Improper use of surrogate keys. This includes over or under-utilizing surrogate keys. Over-utilizing would involve adding a surrogate key to an associative entity purely for the sake of
consistency. An example of under-utilizing surrogate keys would be deciding to uses a large and inefficient composite primary key instead of a surrogate key.
Inappropriate multivalued data elements. Having a data element called customer name that contains both first and last name, for example.
Relationships that don’t have foreign keys correctly propagated. Also known as a partial-key relationship, it occurs when the modeler would like only a subset of the parent’s primary key to
appear in the child entity as a foreign key.
Data elements with the same name yet different formats. For example, person telephone number is 20 characters long in one entity and 10 characters long in another.
Circular and redundant relationships. A circular relationship is a catch-22. That is, to do A, we need to do B, To do B, we need to do C. To do C, we need to do A. Therefore, we are stuck.
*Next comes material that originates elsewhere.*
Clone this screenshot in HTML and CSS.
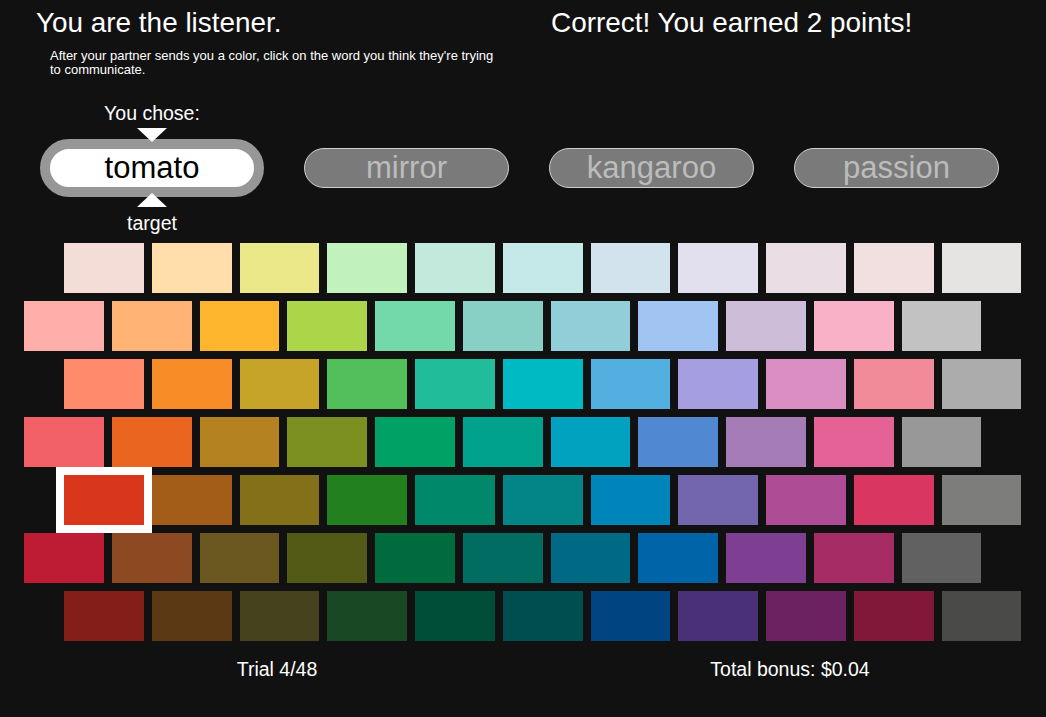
FILE: index.html
```html
<!DOCTYPE html>
<html lang="en">
<head>
<meta charset="utf-8">
<title>Listener</title>
<link rel="stylesheet" href="styles.css">
</head>
<body>
<div class="page">
  <header class="top">
    <div class="intro">
      <h1 class="title">You are the listener.</h1>
      <p class="instructions">After your partner sends you a color, click on the word you think they're trying to communicate.</p>
    </div>
    <h1 class="title feedback">Correct! You earned 2 points!</h1>
  </header>

  <section class="choices">
    <div class="chosen">
      <span class="caption">You chose:</span>
      <span class="tri tri-down"></span>
      <button class="word word-selected">tomato</button>
      <span class="tri tri-up"></span>
      <span class="caption caption-bottom">target</span>
    </div>
    <button class="word">mirror</button>
    <button class="word">kangaroo</button>
    <button class="word">passion</button>
  </section>

  <section class="palette">
    <div class="swatch-row row-in">
      <div class="swatch" style="background:#f4ddd6"></div>
      <div class="swatch" style="background:#ffdeab"></div>
      <div class="swatch" style="background:#ebe88a"></div>
      <div class="swatch" style="background:#c1f1bd"></div>
      <div class="swatch" style="background:#c2e9dc"></div>
      <div class="swatch" style="background:#c5e9e9"></div>
      <div class="swatch" style="background:#d2e3ee"></div>
      <div class="swatch" style="background:#e2e0ee"></div>
      <div class="swatch" style="background:#ebdde4"></div>
      <div class="swatch" style="background:#f2dfdf"></div>
      <div class="swatch" style="background:#e5e4e2"></div>
    </div>
    <div class="swatch-row row-out">
      <div class="swatch" style="background:#ffafaa"></div>
      <div class="swatch" style="background:#ffb374"></div>
      <div class="swatch" style="background:#ffb62f"></div>
      <div class="swatch" style="background:#acd54a"></div>
      <div class="swatch" style="background:#73d9aa"></div>
      <div class="swatch" style="background:#88d0c6"></div>
      <div class="swatch" style="background:#91ced8"></div>
      <div class="swatch" style="background:#a2c4f2"></div>
      <div class="swatch" style="background:#cdbdd9"></div>
      <div class="swatch" style="background:#f9b1c8"></div>
      <div class="swatch" style="background:#c2c2c2"></div>
    </div>
    <div class="swatch-row row-in">
      <div class="swatch" style="background:#ff8a6c"></div>
      <div class="swatch" style="background:#f88d27"></div>
      <div class="swatch" style="background:#c6a428"></div>
      <div class="swatch" style="background:#52bf5b"></div>
      <div class="swatch" style="background:#21bc99"></div>
      <div class="swatch" style="background:#00bac3"></div>
      <div class="swatch" style="background:#52afdf"></div>
      <div class="swatch" style="background:#a59fe1"></div>
      <div class="swatch" style="background:#db8ec1"></div>
      <div class="swatch" style="background:#f28b99"></div>
      <div class="swatch" style="background:#acacac"></div>
    </div>
    <div class="swatch-row row-out">
      <div class="swatch" style="background:#f26167"></div>
      <div class="swatch" style="background:#ea6620"></div>
      <div class="swatch" style="background:#b48221"></div>
      <div class="swatch" style="background:#7b9020"></div>
      <div class="swatch" style="background:#00a164"></div>
      <div class="swatch" style="background:#00a28d"></div>
      <div class="swatch" style="background:#00a2bf"></div>
      <div class="swatch" style="background:#5089d2"></div>
      <div class="swatch" style="background:#a57cb6"></div>
      <div class="swatch" style="background:#e46295"></div>
      <div class="swatch" style="background:#989898"></div>
    </div>
    <div class="swatch-row row-in">
      <div class="swatch swatch-selected" style="background:#d9371b"></div>
      <div class="swatch" style="background:#a35d18"></div>
      <div class="swatch" style="background:#837019"></div>
      <div class="swatch" style="background:#22801f"></div>
      <div class="swatch" style="background:#00886a"></div>
      <div class="swatch" style="background:#038486"></div>
      <div class="swatch" style="background:#0085ba"></div>
      <div class="swatch" style="background:#7365ae"></div>
      <div class="swatch" style="background:#af4c96"></div>
      <div class="swatch" style="background:#da3662"></div>
      <div class="swatch" style="background:#7d7d7b"></div>
    </div>
    <div class="swatch-row row-out">
      <div class="swatch" style="background:#be1c34"></div>
      <div class="swatch" style="background:#8c4922"></div>
      <div class="swatch" style="background:#6b5720"></div>
      <div class="swatch" style="background:#525a15"></div>
      <div class="swatch" style="background:#006c3d"></div>
      <div class="swatch" style="background:#006c62"></div>
      <div class="swatch" style="background:#006a84"></div>
      <div class="swatch" style="background:#0064a8"></div>
      <div class="swatch" style="background:#7e3e91"></div>
      <div class="swatch" style="background:#a52c65"></div>
      <div class="swatch" style="background:#616161"></div>
    </div>
    <div class="swatch-row row-in">
      <div class="swatch" style="background:#831f18"></div>
      <div class="swatch" style="background:#5c3915"></div>
      <div class="swatch" style="background:#46421e"></div>
      <div class="swatch" style="background:#194924"></div>
      <div class="swatch" style="background:#004e38"></div>
      <div class="swatch" style="background:#004e50"></div>
      <div class="swatch" style="background:#004581"></div>
      <div class="swatch" style="background:#493077"></div>
      <div class="swatch" style="background:#6c2160"></div>
      <div class="swatch" style="background:#811739"></div>
      <div class="swatch" style="background:#4a4a48"></div>
    </div>
  </section>

  <footer class="status">
    <span class="status-item">Trial 4/48</span>
    <span class="status-item">Total bonus: $0.04</span>
  </footer>
</div>
</body>
</html>
```

FILE: styles.css
```css
html, body {
  margin: 0;
  padding: 0;
  background: #111111;
}

body {
  font-family: "Liberation Sans", Arial, Helvetica, sans-serif;
  color: #ffffff;
  width: 1046px;
  height: 717px;
  overflow: hidden;
}

.page {
  display: flex;
  flex-direction: column;
}

/* Header */
.top {
  display: flex;
  padding-top: 7px;
  padding-left: 36px;
}

.intro {
  width: 515px;
}

.title {
  margin: 0;
  font-size: 27.9px;
  line-height: 31px;
  font-weight: normal;
  white-space: nowrap;
}

.instructions {
  margin: 11px 0 0 14px;
  width: 450px;
  font-size: 13px;
  line-height: 14px;
}

/* Word choices */
.choices {
  display: flex;
  align-items: center;
  gap: 40px;
  padding-left: 40px;
  margin-top: 24.5px;
}

.chosen {
  display: flex;
  flex-direction: column;
  align-items: center;
}

.caption {
  font-size: 19.5px;
  line-height: 22px;
}

.caption-bottom {
  margin-top: 5px;
}

.tri {
  width: 0;
  height: 0;
  border-left: 15.5px solid transparent;
  border-right: 15.5px solid transparent;
  position: relative;
  z-index: 1;
}

.tri-down {
  border-top: 14px solid #ffffff;
  margin-top: 4px;
  margin-bottom: -3px;
}

.tri-up {
  border-bottom: 14px solid #ffffff;
  margin-top: -4px;
}

.word {
  box-sizing: content-box;
  width: 203px;
  height: 38px;
  padding: 0;
  margin: 0;
  border: 1px solid #cfcfcf;
  border-radius: 999px;
  background: #7a7a7a;
  color: #bcbcbc;
  font-family: "Liberation Sans", Arial, Helvetica, sans-serif;
  font-size: 31px;
  line-height: 38px;
  text-align: center;
  cursor: pointer;
}

.word-selected {
  width: 204px;
  border: 10px solid #979797;
  background: #ffffff;
  color: #000000;
}

/* Palette */
.palette {
  display: flex;
  flex-direction: column;
  gap: 8px;
  margin-top: 9.5px;
}

.swatch-row {
  display: flex;
  gap: 8px;
}

.row-in {
  padding-left: 64px;
}

.row-out {
  padding-left: 24px;
}

.swatch {
  width: 79.75px;
  height: 50px;
  flex: none;
}

.swatch-selected {
  outline: 8px solid #ffffff;
}

/* Footer */
.status {
  display: grid;
  grid-template-columns: 554px 472px;
  margin-top: 17.3px;
  font-size: 19.5px;
  line-height: 22px;
}

.status-item {
  text-align: center;
}
```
An
example of a circular relationship appears in Figure 1.
Figure 1. Circular relationship
Each order can contain zero, one, or many products.
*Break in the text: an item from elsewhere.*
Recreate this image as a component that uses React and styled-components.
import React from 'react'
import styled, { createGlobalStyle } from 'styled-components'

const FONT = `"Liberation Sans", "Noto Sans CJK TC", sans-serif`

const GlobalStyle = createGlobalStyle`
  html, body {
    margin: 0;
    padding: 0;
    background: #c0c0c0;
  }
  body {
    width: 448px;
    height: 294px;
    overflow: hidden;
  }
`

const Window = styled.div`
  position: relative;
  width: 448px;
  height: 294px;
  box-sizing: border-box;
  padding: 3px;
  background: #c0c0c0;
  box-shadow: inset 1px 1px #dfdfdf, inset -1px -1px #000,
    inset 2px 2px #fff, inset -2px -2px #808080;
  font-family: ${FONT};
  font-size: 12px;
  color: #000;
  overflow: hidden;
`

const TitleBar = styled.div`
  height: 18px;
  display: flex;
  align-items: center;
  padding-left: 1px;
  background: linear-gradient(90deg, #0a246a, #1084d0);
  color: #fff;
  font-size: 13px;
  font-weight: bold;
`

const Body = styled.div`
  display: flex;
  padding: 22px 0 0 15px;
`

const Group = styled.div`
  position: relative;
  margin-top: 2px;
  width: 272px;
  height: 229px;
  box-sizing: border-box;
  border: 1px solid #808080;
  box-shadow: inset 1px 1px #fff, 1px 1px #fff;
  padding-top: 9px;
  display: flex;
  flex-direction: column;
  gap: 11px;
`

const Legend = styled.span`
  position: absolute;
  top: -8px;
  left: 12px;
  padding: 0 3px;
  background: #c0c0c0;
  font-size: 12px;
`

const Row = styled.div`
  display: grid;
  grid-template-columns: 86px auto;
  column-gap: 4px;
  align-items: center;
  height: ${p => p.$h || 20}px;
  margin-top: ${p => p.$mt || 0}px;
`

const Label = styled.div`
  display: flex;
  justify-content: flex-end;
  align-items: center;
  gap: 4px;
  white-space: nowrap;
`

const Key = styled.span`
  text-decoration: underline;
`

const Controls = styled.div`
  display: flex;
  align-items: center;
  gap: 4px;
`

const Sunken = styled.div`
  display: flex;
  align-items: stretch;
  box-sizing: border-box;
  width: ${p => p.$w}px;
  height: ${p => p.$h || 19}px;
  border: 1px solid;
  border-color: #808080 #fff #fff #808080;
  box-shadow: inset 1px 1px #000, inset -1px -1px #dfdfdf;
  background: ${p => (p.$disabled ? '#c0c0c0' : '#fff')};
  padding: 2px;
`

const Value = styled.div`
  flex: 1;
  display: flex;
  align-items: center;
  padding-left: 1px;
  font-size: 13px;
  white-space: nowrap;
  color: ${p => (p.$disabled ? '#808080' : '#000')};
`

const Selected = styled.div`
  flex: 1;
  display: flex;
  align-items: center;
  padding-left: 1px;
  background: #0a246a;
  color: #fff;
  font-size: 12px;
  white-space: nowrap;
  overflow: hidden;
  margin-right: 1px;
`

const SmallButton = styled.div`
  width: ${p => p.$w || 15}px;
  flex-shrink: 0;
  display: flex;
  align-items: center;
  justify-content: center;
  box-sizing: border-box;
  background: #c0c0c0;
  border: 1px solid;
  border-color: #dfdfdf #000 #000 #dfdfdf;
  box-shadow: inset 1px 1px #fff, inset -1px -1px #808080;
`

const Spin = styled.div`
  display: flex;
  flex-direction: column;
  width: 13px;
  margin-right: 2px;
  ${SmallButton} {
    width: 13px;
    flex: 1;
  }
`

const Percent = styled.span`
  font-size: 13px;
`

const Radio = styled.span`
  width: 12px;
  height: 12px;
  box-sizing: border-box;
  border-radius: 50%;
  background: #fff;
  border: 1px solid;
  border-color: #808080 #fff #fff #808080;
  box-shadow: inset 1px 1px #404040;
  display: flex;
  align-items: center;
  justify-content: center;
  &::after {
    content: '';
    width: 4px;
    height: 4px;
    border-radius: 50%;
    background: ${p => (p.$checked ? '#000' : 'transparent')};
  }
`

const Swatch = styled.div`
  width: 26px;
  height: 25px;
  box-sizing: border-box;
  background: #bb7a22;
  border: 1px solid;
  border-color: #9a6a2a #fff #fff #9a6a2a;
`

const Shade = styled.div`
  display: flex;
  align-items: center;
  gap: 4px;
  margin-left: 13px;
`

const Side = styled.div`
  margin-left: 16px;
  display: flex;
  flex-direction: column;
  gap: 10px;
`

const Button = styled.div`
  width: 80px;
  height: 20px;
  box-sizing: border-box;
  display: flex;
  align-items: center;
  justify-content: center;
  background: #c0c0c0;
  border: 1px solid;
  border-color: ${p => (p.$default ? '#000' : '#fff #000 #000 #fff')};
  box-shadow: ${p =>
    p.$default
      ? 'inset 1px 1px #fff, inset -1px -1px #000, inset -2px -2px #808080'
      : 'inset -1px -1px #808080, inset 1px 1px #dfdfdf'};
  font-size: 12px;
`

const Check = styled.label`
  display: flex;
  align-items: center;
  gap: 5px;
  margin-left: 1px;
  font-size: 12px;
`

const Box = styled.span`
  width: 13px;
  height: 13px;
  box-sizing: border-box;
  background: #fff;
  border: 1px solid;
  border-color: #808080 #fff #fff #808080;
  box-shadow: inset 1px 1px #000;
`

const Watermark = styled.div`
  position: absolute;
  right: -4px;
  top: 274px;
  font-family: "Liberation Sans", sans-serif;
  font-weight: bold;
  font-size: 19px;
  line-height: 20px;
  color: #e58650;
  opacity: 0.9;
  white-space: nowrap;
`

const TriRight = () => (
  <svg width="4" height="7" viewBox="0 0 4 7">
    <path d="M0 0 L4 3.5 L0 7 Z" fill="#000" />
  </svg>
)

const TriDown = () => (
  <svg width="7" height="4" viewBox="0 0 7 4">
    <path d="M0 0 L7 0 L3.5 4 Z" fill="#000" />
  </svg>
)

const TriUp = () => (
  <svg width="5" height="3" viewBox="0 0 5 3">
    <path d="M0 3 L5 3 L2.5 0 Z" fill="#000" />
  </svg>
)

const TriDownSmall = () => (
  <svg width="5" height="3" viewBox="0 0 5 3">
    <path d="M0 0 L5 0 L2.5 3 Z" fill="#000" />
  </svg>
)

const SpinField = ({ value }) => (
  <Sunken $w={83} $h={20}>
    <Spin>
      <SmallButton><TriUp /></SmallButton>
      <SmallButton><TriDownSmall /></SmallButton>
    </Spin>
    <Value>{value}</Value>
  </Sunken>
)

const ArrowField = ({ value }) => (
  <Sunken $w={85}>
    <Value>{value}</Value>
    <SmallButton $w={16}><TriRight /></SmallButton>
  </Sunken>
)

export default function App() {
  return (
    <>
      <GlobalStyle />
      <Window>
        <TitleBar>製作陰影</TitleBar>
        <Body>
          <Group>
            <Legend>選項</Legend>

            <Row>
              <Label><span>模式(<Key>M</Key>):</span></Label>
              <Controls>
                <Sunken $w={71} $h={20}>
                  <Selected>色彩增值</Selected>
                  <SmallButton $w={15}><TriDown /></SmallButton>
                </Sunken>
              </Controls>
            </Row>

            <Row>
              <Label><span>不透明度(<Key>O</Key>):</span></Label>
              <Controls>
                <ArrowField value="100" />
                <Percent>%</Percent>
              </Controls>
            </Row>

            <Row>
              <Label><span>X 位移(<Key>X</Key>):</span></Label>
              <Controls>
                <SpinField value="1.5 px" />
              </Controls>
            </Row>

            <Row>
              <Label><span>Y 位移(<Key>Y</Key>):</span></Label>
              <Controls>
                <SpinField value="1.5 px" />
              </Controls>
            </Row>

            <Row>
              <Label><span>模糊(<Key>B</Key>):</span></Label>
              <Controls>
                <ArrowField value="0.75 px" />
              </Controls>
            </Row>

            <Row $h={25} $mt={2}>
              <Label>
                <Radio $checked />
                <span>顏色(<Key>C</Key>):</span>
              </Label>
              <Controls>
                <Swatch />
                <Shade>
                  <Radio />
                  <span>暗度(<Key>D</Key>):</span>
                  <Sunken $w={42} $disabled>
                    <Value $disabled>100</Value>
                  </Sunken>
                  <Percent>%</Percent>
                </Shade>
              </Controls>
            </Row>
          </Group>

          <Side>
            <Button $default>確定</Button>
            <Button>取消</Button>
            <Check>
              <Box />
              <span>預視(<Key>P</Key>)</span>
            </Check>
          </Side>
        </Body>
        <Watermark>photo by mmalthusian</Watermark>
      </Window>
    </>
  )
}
Each product can be offered on zero, one, or many promotions.
Each promotion can be applied to zero, one, or many orders.
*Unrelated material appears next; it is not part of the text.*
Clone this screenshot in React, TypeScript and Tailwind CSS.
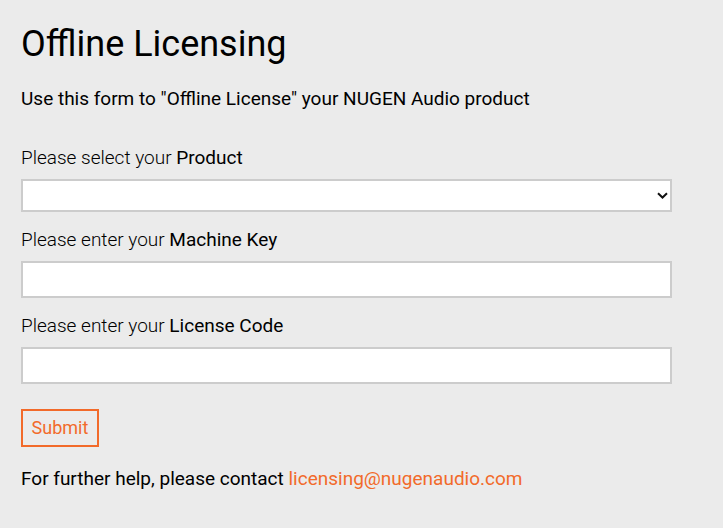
import React from 'react';

const font = { fontFamily: 'Roboto, "Noto Sans", sans-serif' };

function Field({ lead, strong, children }: { lead: string; strong: string; children: React.ReactNode }) {
  return (
    <div className="mt-4">
      <label className="block text-[19px] leading-6 font-light text-black mb-[9px]">
        {lead} <span className="font-normal">{strong}</span>
      </label>
      {children}
    </div>
  );
}

export default function App() {
  return (
    <div className="min-h-[528px] bg-[#ebebeb] pl-[21px] pt-6 text-black" style={font}>
      <h1 className="text-[36px] leading-10 font-normal">Offline Licensing</h1>
      <p className="mt-[23px] text-[19px] leading-6">
        Use this form to "Offline License" your NUGEN Audio product
      </p>

      <form className="pt-[19px] w-[651px]">
        <Field lead="Please select your" strong="Product">
          <div className="relative">
            <select className="block w-full h-[33px] appearance-none bg-white border-2 border-[#cccccc] outline-none" />
            <svg
              className="absolute right-[4px] top-[13px] pointer-events-none"
              width="11"
              height="7"
              viewBox="0 0 11 7"
            >
              <path d="M1 1.2 L5.5 5.5 L10 1.2" fill="none" stroke="#111" strokeWidth="2" />
            </svg>
          </div>
        </Field>
        <Field lead="Please enter your" strong="Machine Key">
          <input className="block w-full h-[37px] bg-white border-2 border-[#cccccc] outline-none" />
        </Field>
        <Field lead="Please enter your" strong="License Code">
          <input className="block w-full h-[37px] bg-white border-2 border-[#cccccc] outline-none" />
        </Field>

        <button
          type="button"
          className="mt-[25px] w-[78px] h-[38px] border-2 border-[#f26a2a] text-[#f26a2a] text-[18px] leading-6"
        >
          Submit
        </button>
      </form>

      <p className="mt-5 text-[19px] leading-6">
        For further help, please contact{' '}
        <a className="text-[#f26a2a]" href="#">
          licensing@nugenaudio.com
        </a>
      </p>
    </div>
  );
}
Because these three entities are connected with identifying relationships, there is no way we can create any entity instance without having at least another one other entity instance already in
place. In other words, we become stuck. We are stuck because we can’t create an order without a promotion, yet a promotion requires an order before it can be created.
A redundant relationship is one that is derivable from other relationships on the model. See Figure 2.
Figure 2. Redundant relationship
Each order can contain zero, one, or many products.
Each product can be offered on zero, one, or many promotions.
Therefore we know the order for a given promotion without explicitly showing the relationship between order and promotion. If we are building a business intelligence application, showing this
redundant relationship might make sense if it improves performance and navigation.
As a proactive measure to improve the structure of the data model, I have found the following techniques to be very helpful:
- Make sure each data element’s format matches the rest of the data element’s metadata. Many times we can identify something structurally incorrect when the formatting of a data element does
not seem right, such as a 40-character gender code or a 10-character last name. - Put your model down and come back to it the next day. Modeling is one of those activities that at times require simply working on something else for a while and then coming back to your model.
I have had modeling revelations a few minutes after picking up a model, whereas a day earlier I was pulling hairs out trying to come up with a creative solution. - Try Validator. This software marketed by Computer Associates checks a data model against over 50 criteria. I have found it very useful to identify valuable structural inconsistencies that would
be too time consuming and difficult for me to check manually. For example, this tool identifies when two or more data elements with the same name have different formats across entities.